The Customs Service believes that in inserting the term sweatshirt in heading 6110, it was intended that only pullover- type sweatshirts of the traditional sweatshirt variety be classified in the heading. This belief is based on the meaning of the term in the United States tariff schedules at the time, the notes from the meeting at ITC referred to earlier, and the administrative practice in existence at the time and which has been continued since the adoption of the HTSUSA. Nothing in the language of the HTSUSA or the Explanatory Notes indicates the garments at issue should be classified in heading 6110 rather than heading 6102. In fact, the Customs Service believes that by including the subject garments in heading 6110, we would, in effect, be broadening the scope of that heading.


For the reasons stated above, the garment at issue is classified as similar to a windbreaker, of man-made fibers in subheading 6102.30.2010, HTSUSA. It falls within textile category 635 and is dutiable at 30 percent ad valorem. Please note that a garment such as this, a 50/50 blend, may be subject to Customs laboratory analysis at the time of entry. If the analysis produces a result different than a 50 percent cotton/50 percent man-made fiber breakdown, the tariff classification and quota category could be affected.

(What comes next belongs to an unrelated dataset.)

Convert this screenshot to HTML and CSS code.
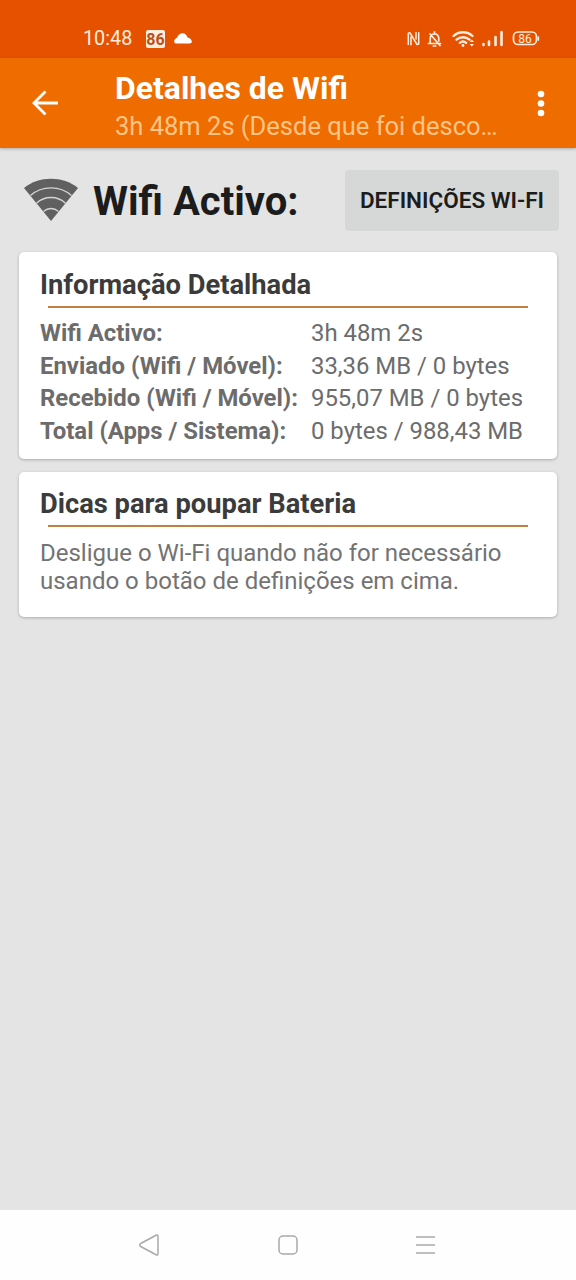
FILE: index.html
```html
<!DOCTYPE html>
<html lang="pt">
<head>
<meta charset="utf-8">
<title>Detalhes de Wifi</title>
<link rel="stylesheet" href="styles.css">
</head>
<body>
<div class="screen">
  <div class="status">
    <span class="clock">10:48</span>
    <span class="badge">86</span>
    <svg class="cloud" width="18" height="12" viewBox="0 0 18 12"><path d="M3 11.500C.8 11.500 0 10.300.2 8.900.5 7.500 1.800 6.300 3 5.800 4 2.800 6.200 1.200 8.500 1.200c2.600 0 4.300 1.600 5 4.300 2.300.4 4 1.900 4.300 3.800.2 1.400-.8 2.200-2.500 2.200z" fill="#fff"/></svg>
    <svg class="tray" width="138" height="22" viewBox="0 0 138 22" fill="none" stroke="#ffeedd" stroke-width="1.700" stroke-linecap="round" stroke-linejoin="round">
      <path d="M1.300 16.500V5.200l1.700-.4L10 16.500l1.700-.4V4.800M4 16.700V9M9 4.500V11" stroke-width="1.500"/>
      <path d="M21.500 15.500H33.500M23.200 15.200V11c0-2.800 1.500-5 4.300-5 2.500 0 4.300 2 4.300 5v2M27.500 3.800V6M26.300 18h2.400M23 6l10 11.500"/>
      <g stroke-width="2.300"><path d="M46.500 8c5.300-5 13.700-5 19 0M49.500 11.700c3.700-3.300 9.300-3.300 13 0M52.800 14.900c1.900-1.600 4.500-1.600 6.400 0"/></g>
      <circle cx="56" cy="17.500" r="1.400" fill="#ffeedd" stroke="none"/>
      <path d="m62.600 14 2.200-2.500 2.200 2.500zM62.600 16l2.200 2.500 2.200-2.500z" fill="#ffeedd" stroke="none"/>
      <path d="M76.500 17v-1M82 17v-3.500M88.500 17V9M94.500 17V4" stroke-width="2.600"/>
      <rect x="106.500" y="4" width="23" height="12.500" rx="4.500"/>
      <path d="M131.300 9v3"/>
      <text x="118" y="14.700" class="battery">86</text>
    </svg>
  </div>
  <header class="appbar">
    <svg class="back" width="28" height="28" viewBox="0 0 28 28" fill="none" stroke="#fff" stroke-width="2.800"><path d="M27 14H3M14.500 2.500 3 14l11.500 11.500"/></svg>
    <div class="titles">
      <h1 class="title">Detalhes de Wifi</h1>
      <p class="subtitle">3h 48m 2s (Desde que foi desco…</p>
    </div>
    <svg class="more" width="8" height="28" viewBox="0 0 8 28" fill="#fff"><circle cx="4" cy="5" r="3.300"/><circle cx="4" cy="14.500" r="3.300"/><circle cx="4" cy="24" r="3.300"/></svg>
  </header>
  <main class="content">
    <section class="summary">
      <svg class="wifi" width="56" height="44" viewBox="0 0 56 44"><path d="M1 10C16-2.300 40-2.300 55 10L28 43z" fill="#606060"/><path d="M7.500 17.500C19 7.300 37 7.300 48.500 17.500M13.500 25.200C21.500 17.600 34.500 17.600 42.500 25.200M20.500 33.500c4.500-4 10.500-4 15 0" fill="none" stroke="#d5d5d5" stroke-width="1.300"/></svg>
      <h2 class="headline">Wifi Activo:</h2>
      <button class="settings">DEFINIÇÕES WI-FI</button>
    </section>
    <section class="card details">
      <h3 class="card-title">Informação Detalhada</h3>
      <dl class="stats">
        <dt>Wifi Activo:</dt><dd>3h 48m 2s</dd>
        <dt>Enviado (Wifi / Móvel):</dt><dd>33,36 MB / 0 bytes</dd>
        <dt>Recebido (Wifi / Móvel):</dt><dd>955,07 MB / 0 bytes</dd>
        <dt>Total (Apps / Sistema):</dt><dd>0 bytes / 988,43 MB</dd>
      </dl>
    </section>
    <section class="card tips">
      <h3 class="card-title">Dicas para poupar Bateria</h3>
      <p class="tip">Desligue o Wi-Fi quando não for necessário<br>usando o botão de definições em cima.</p>
    </section>
  </main>
  <nav class="navbar">
    <svg width="22" height="22" viewBox="0 0 22 22" class="nav-icon"><path d="M17.500 1 1.700 9.500q-2.200 1.500 0 3L17.500 21q1.500.5 1.500-1V2q0-1.500-1.500-1z"/></svg>
    <svg width="22" height="22" viewBox="0 0 22 22" class="nav-icon"><rect x="2" y="2" width="18" height="18" rx="4"/></svg>
    <svg width="22" height="22" viewBox="0 0 22 22" class="nav-icon"><path d="M1 3h19M1 11h19M1 19h19"/></svg>
  </nav>
</div>
</body>
</html>
```
FILE: styles.css
```css
* { box-sizing: border-box; }
body { margin: 0; font-family: Roboto, sans-serif; }
h1, h2, h3, p, dl, dd { margin: 0; }
svg { display: block; flex: none; }
.screen { display: flex; flex-direction: column; width: 576px; height: 1280px; background: #e4e4e4; white-space: nowrap; }
.status { display: flex; align-items: center; height: 58px; padding: 19px 37px 0 83px; background: #e65100; color: #ffeedd; }
.clock { width: 49px; font-size: 19.8px; line-height: 24px; }
.badge { width: 19px; height: 18px; margin-left: 14px; border-radius: 2px; background: #ffeedd; color: #b8501c; font-size: 16px; font-weight: 700; line-height: 19px; text-align: center; }
.cloud { margin-left: 9px; margin-top: -1px; }
.tray { margin-left: auto; margin-right: -6px; }
.battery { font-size: 12px; fill: #ffeedd; stroke: none; text-anchor: middle; }
.appbar { display: flex; align-items: center; height: 90px; padding: 0 31px; background: #ef6c00; box-shadow: 0 1px 3px rgba(0, 0, 0, .25); z-index: 1; }
.titles { width: 400px; margin-left: 56px; padding-top: 7px; }
.title { color: #fff; font-size: 31.95px; font-weight: 700; line-height: 40px; }
.subtitle { color: #ffc586; font-size: 25.5px; line-height: 37px; }
.more { margin-left: auto; }
.content { flex: 1; padding: 0 19px; }
.summary { display: flex; align-items: center; height: 104px; padding-left: 4px; margin-right: -2px; }
.headline { margin-left: 14px; padding-top: 4px; color: #1c1c1c; font-size: 40px; font-weight: 700; line-height: 48px; }
.settings { width: 214px; height: 61px; margin-left: auto; padding: 0; border: 0; border-radius: 4px; background: #d6d7d7; color: #1c1c1c; font: 600 22.5px Roboto, sans-serif; white-space: nowrap; }
.card { padding: 15px 21px 0; border-radius: 5px; background: #fff; box-shadow: 0 1px 3px rgba(0, 0, 0, .25); }
.details { height: 207px; margin-bottom: 13px; }
.tips { height: 145px; padding-top: 14px; }
.card-title { color: #3b3b3b; font-size: 27.3px; font-weight: 700; line-height: 36px; }
.card-title::after { content: ""; display: block; width: 480px; height: 2px; margin: 3px 0 0 8px; background: #c08040; }
.stats { display: grid; grid-template-columns: 271px 1fr; margin-top: 9px; color: #6c6c6c; font-size: 23.9px; line-height: 32.600px; }
.stats dt { font-weight: 700; }
.tip { margin-top: 12px; color: #737373; font-size: 24px; line-height: 28px; }
.navbar { display: flex; justify-content: space-between; align-items: center; height: 70px; padding: 0 139px; background: #fefefe; }
.nav-icon { fill: none; stroke: #a9a9a9; stroke-width: 1.500; }
```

The designated textile and apparel category may be subdivided into parts. If so, the visa and quota requirements applicable to the subject merchandise may be affected. Since part categories are the result of international bilateral agreements which are subject to frequent renegotiations and changes, to obtain the most current information available, we suggest you check, close to the time of shipment, the Status Report On Current Import Quotas (Restraint Levels), an internal issuance of the U.S. Customs Service which is updated weekly and is available for inspection at your local Customs office.

Due to the changeable nature of the statistical annotation (the ninth and tenth digits of the classification) and the restraint (quota/visa) categories, you should contact your local Customs office prior to importation of this merchandise to determine the current status of any import restraints or requirements.